Israel announced in January it was halting transfers, saying it was in retaliation for a Palestinian decision to sign up to the International Criminal Court (ICC), where it plans to pursue war crimes charges against Israel.

On Tuesday, Mohammed Shtayyeh, a member of the executive committee of the PLO, said Palestinians will lodge their first complaint against Israel for war crimes at the ICC on April 1.

On January 2, the Palestinians moved to formally join the Hague-based court in a process which is due to take effect on April 1, setting the scene for potential legal action against Israeli officials for war crimes.

On January 16, the ICC announced "a preliminary examination" into Israel's actions over a period beginning in June which included last year's aggression on Gaza.

For 51 days this summer, Israel pounded the Gaza Strip by air, land and sea. The Israeli offensive ended on August 26 with an Egypt-brokered ceasefire deal.

More than 2,310 Gazans, 70 percent of them civilians, were killed and 10,626 injured during unrelenting Israeli attacks on the besieged strip this summer.

The Palestinians are also planning to sue Israel over its policy of settlement building on land they want for a future state.

More than 600,000 Israeli settlers, soaring from 189,000 in 1989, live in settlements across the West Bank and occupied East Jerusalem, in contravention of international law.

Meanwhile, it is not the first time the payments, covering around two-thirds of the Palestinian budget, have been suspended, but in the past they had usually withheld for a few weeks. This time, the policy is unlikely to change until well after Israel's March 17 election, once a new government is in place.

Already many of the PA's 140,000 civil servants have had their pay cut by around 40 percent, and there have been bouts of unrest in Ramallah, Bethlehem and other West Bank cities.

Security coordination with Israel, a critical agreement dating back to the Oslo peace accords of the mid-1990s, may end up suspended simply because police and other personnel cannot be paid, Palestinian officials have said.
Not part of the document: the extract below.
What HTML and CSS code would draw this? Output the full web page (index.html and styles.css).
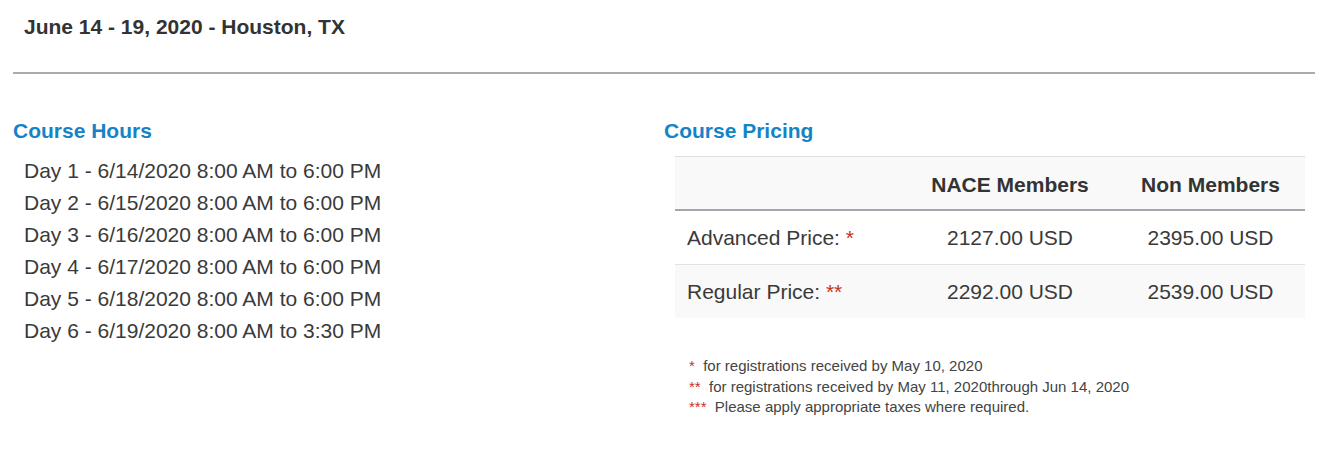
FILE: index.html
```html
<!DOCTYPE html>
<html lang="en">
<head>
<meta charset="utf-8">
<title>Course Details</title>
<link rel="stylesheet" href="styles.css">
</head>
<body>
<div class="page">
  <h1 class="title">June 14 - 19, 2020 - Houston, TX</h1>
  <div class="rule"></div>
  <div class="columns">
    <section class="col">
      <h2 class="section-title">Course Hours</h2>
      <ul class="hours">
        <li>Day 1 - 6/14/2020 8:00 AM to 6:00 PM</li>
        <li>Day 2 - 6/15/2020 8:00 AM to 6:00 PM</li>
        <li>Day 3 - 6/16/2020 8:00 AM to 6:00 PM</li>
        <li>Day 4 - 6/17/2020 8:00 AM to 6:00 PM</li>
        <li>Day 5 - 6/18/2020 8:00 AM to 6:00 PM</li>
        <li>Day 6 - 6/19/2020 8:00 AM to 3:30 PM</li>
      </ul>
    </section>
    <section class="col">
      <h2 class="section-title">Course Pricing</h2>
      <table class="pricing">
        <colgroup>
          <col class="c-label">
          <col class="c-nace">
          <col class="c-non">
        </colgroup>
        <thead>
          <tr>
            <th></th>
            <th>NACE Members</th>
            <th>Non Members</th>
          </tr>
        </thead>
        <tbody>
          <tr>
            <td class="label">Advanced Price: <span class="star">*</span></td>
            <td>2127.00 USD</td>
            <td>2395.00 USD</td>
          </tr>
          <tr class="alt">
            <td class="label">Regular Price: <span class="star">**</span></td>
            <td>2292.00 USD</td>
            <td>2539.00 USD</td>
          </tr>
        </tbody>
      </table>
      <div class="notes">
        <p><span class="star">*</span>&nbsp; for registrations received by May 10, 2020</p>
        <p><span class="star">**</span>&nbsp; for registrations received by May 11, 2020through Jun 14, 2020</p>
        <p><span class="star">***</span>&nbsp; Please apply appropriate taxes where required.</p>
      </div>
    </section>
  </div>
</div>
</body>
</html>
```

FILE: styles.css
```css
html, body {
  margin: 0;
  padding: 0;
  background: #fff;
}

body {
  font-family: "Liberation Sans", Arial, Helvetica, sans-serif;
  color: #333;
}

.page {
  padding: 15px 14px 0 13px;
}

.title {
  margin: 0 0 0 11px;
  font-size: 21px;
  line-height: 24px;
  font-weight: bold;
  color: #333;
}

.rule {
  margin-top: 33px;
  height: 2px;
  background: #ababab;
}

.columns {
  display: grid;
  grid-template-columns: 651px 651px;
  margin-top: 45px;
}

.section-title {
  margin: 0;
  font-size: 21px;
  line-height: 24px;
  font-weight: bold;
  color: #1683c6;
}

.hours {
  list-style: none;
  margin: 12px 0 0 0;
  padding: 0 0 0 11px;
  font-size: 21px;
  line-height: 32px;
  color: #3a3a3a;
}

.pricing {
  margin: 13px 0 0 11px;
  width: 630px;
  border-collapse: collapse;
  table-layout: fixed;
  font-size: 21px;
  color: #3a3a3a;
}

.c-label { width: 229px; }
.c-nace { width: 212px; }
.c-non { width: 189px; }

.pricing thead tr {
  background: #f9f9f9;
}

.pricing th {
  height: 49px;
  padding: 3px 0 0 0;
  border-top: 1px solid #dddddd;
  border-bottom: 2px solid #a3a7ad;
  font-weight: bold;
  text-align: center;
  vertical-align: middle;
  color: #333;
}

.pricing td {
  height: 53px;
  padding: 0;
  text-align: center;
  vertical-align: middle;
  border-top: 1px solid #e2e2e2;
}

.pricing tbody tr:first-child td {
  border-top: none;
}

.pricing td.label {
  text-align: left;
  padding-left: 12px;
}

.pricing tr.alt {
  background: #f9f9f9;
}

.star {
  color: #c9302c;
}

.notes {
  margin: 38px 0 0 25px;
  font-size: 15px;
  line-height: 20.5px;
  color: #444;
}

.notes p {
  margin: 0;
}
```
"How are we going to pay the salaries?" asked Abbas, adding that as well as the tax revenues, Israel owed 1.8 billion shekels ($450 million) in unpaid salaries to Palestinians working for businesses in Israel.

Relations between the two sides have grown dangerously brittle since the collapse of US-brokered peace talks in 2014.
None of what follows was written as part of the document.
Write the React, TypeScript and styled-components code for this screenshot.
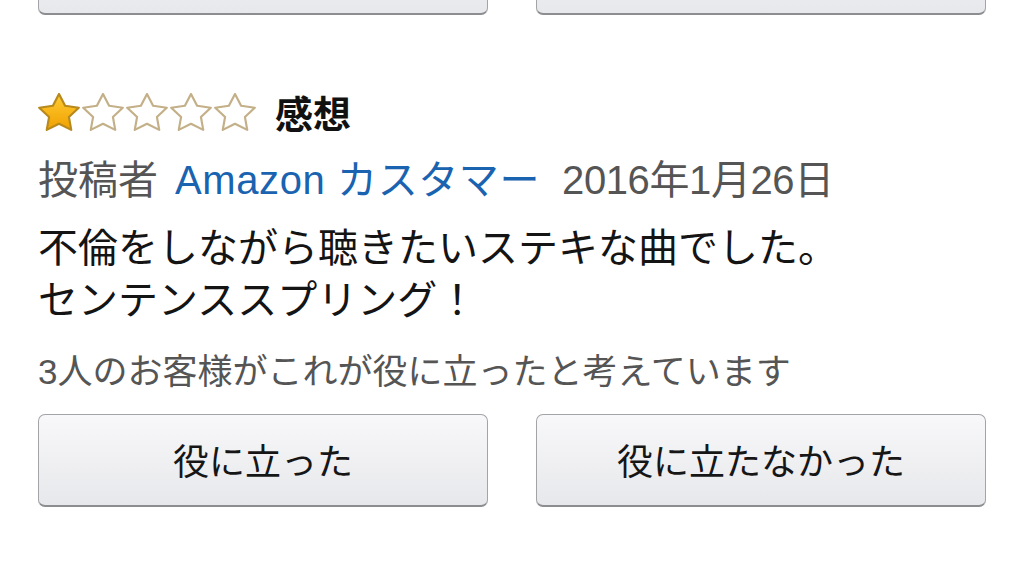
import React from "react";
import styled, { createGlobalStyle } from "styled-components";

const Global = createGlobalStyle`
  html, body { margin: 0; padding: 0; background: #ffffff; }
  body {
    font-family: "Liberation Sans", "Noto Sans CJK JP", sans-serif;
    color: #111111;
    -webkit-font-smoothing: antialiased;
  }
`;

const Page = styled.div`
  width: 1024px;
  height: 574px;
  overflow: hidden;
  padding: 0 38px;
  box-sizing: border-box;
  display: flex;
  flex-direction: column;
`;

const ButtonRow = styled.div<{ $stub?: boolean }>`
  display: flex;
  gap: 48px;
  align-items: flex-end;
  height: ${(p) => (p.$stub ? "15px" : "93px")};
  flex-shrink: 0;
  overflow: hidden;
  margin-top: ${(p) => (p.$stub ? "0" : "20px")};
`;

const VoteButton = styled.button`
  flex: 1 1 0;
  height: 93px;
  flex-shrink: 0;
  box-sizing: border-box;
  border: 1px solid #a3a4a7;
  border-bottom: 2px solid #8c8d90;
  border-radius: 7px;
  background: linear-gradient(#f8f8fa, #e7e8eb);
  font-family: "Liberation Sans", "Noto Sans CJK JP", sans-serif;
  font-size: 36px;
  color: #161616;
  padding: 0 0 2px;
  display: flex;
  align-items: center;
  justify-content: center;
`;

const RatingRow = styled.div`
  display: flex;
  align-items: center;
  height: 40px;
  margin-top: 77px;
`;

const Stars = styled.div`
  display: flex;
  gap: 2px;
  margin-right: 19px;
`;

const Title = styled.span`
  font-family: "Noto Sans CJK JP", sans-serif;
  font-weight: 700;
  font-size: 38px;
  line-height: 40px;
  color: #111;
`;

const Byline = styled.div`
  display: flex;
  align-items: center;
  height: 48px;
  margin-top: 24px;
  font-size: 40px;
  line-height: 48px;
  white-space: nowrap;
`;

const Muted = styled.span<{ $gap?: number; $tight?: boolean }>`
  color: #555555;
  margin-right: ${(p) => p.$gap ?? 0}px;
  letter-spacing: ${(p) => (p.$tight ? "-0.4px" : "0")};
`;

const AuthorLink = styled.span`
  color: #1a63b0;
  letter-spacing: 0.6px;
  margin-right: 22px;
`;

const Body = styled.p`
  margin: 18px 0 0;
  font-size: 40px;
  line-height: 52px;
  color: #141414;
`;

const Helpful = styled.div`
  margin-top: 24px;
  font-size: 35px;
  line-height: 44px;
  color: #555555;
  white-space: nowrap;
`;

const StarPoints =
  "12,2 15.09,8.26 22,9.27 17,14.14 18.18,21.02 12,17.77 5.82,21.02 7,14.14 2,9.27 8.91,8.26";

function Star({ filled }: { filled: boolean }) {
  return (
    <svg width="42" height="38" viewBox="1.4 1.5 21.2 20.1" preserveAspectRatio="none">
      <defs>
        <linearGradient id="gold" x1="0" y1="0" x2="0" y2="1">
          <stop offset="0" stopColor="#ffcc33" />
          <stop offset="1" stopColor="#f0a000" />
        </linearGradient>
      </defs>
      <polygon
        points={StarPoints}
        fill={filled ? "url(#gold)" : "#ffffff"}
        stroke={filled ? "#b88a1e" : "#c4b088"}
        strokeWidth="1.1"
        strokeLinejoin="round"
      />
    </svg>
  );
}

export default function App() {
  return (
    <>
      <Global />
      <Page>
        <ButtonRow $stub aria-hidden="true">
          <VoteButton tabIndex={-1} />
          <VoteButton tabIndex={-1} />
        </ButtonRow>
        <RatingRow>
          <Stars>
            {[0, 1, 2, 3, 4].map((i) => (
              <Star key={i} filled={i < 1} />
            ))}
          </Stars>
          <Title>感想</Title>
        </RatingRow>
        <Byline>
          <Muted $gap={17}>投稿者</Muted>
          <AuthorLink>Amazon カスタマー</AuthorLink>
          <Muted $tight>2016年1月26日</Muted>
        </Byline>
        <Body>
          不倫をしながら聴きたいステキな曲でした。
          <br />
          センテンススプリング！
        </Body>
        <Helpful>3人のお客様がこれが役に立ったと考えています</Helpful>
        <ButtonRow>
          <VoteButton>役に立った</VoteButton>
          <VoteButton>役に立たなかった</VoteButton>
        </ButtonRow>
      </Page>
    </>
  );
}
If a decision is taken to suspend security coordination, it would have an immediate impact in occupied West Bank cities such as Hebron, Nablus and Jenin, where anti-occupation demonstrations are common.

As well as not transferring the tax income, Israel's state-owned electricity company has cut power to Nablus and Jenin in the past 10 days to press for payment of $492 million it says is owed by the Palestinian government.

Earlier this week, the Israeli military mobilized 13,000 troops in the West Bank in a surprise drill, a reflection of the rising security concerns.

While some members of the PLO are determined to suspend security coordination immediately, the more likely outcome is a partial suspension or an increase in the threat to do so.

The roots of the Israel-Palestine conflict date back to 1917, when the British government, in the now-infamous Balfour Declaration, called for "the establishment in Palestine of a national home for the Jewish people."

In 1948, with the end of the mandate, a new state — Israel — was declared inside historical Palestine.

As a result, some 700,000 Palestinians fled their homes, or were forcibly expelled, while hundreds of Palestinian villages and cities were razed to the ground by invading Zionist forces.

The Palestinian diaspora has since become one of the largest in the world. Palestinian refugees are currently spread across the region and in other countries, while many have settled in refugee camps in the Palestinian West Bank and Gaza Strip.

Israel then occupied East Jerusalem and the West Bank during the 1967 Middle East War. It later annexed the holy city in 1980, claiming it as the capital of the Zionist state — a move never recognized by the international community.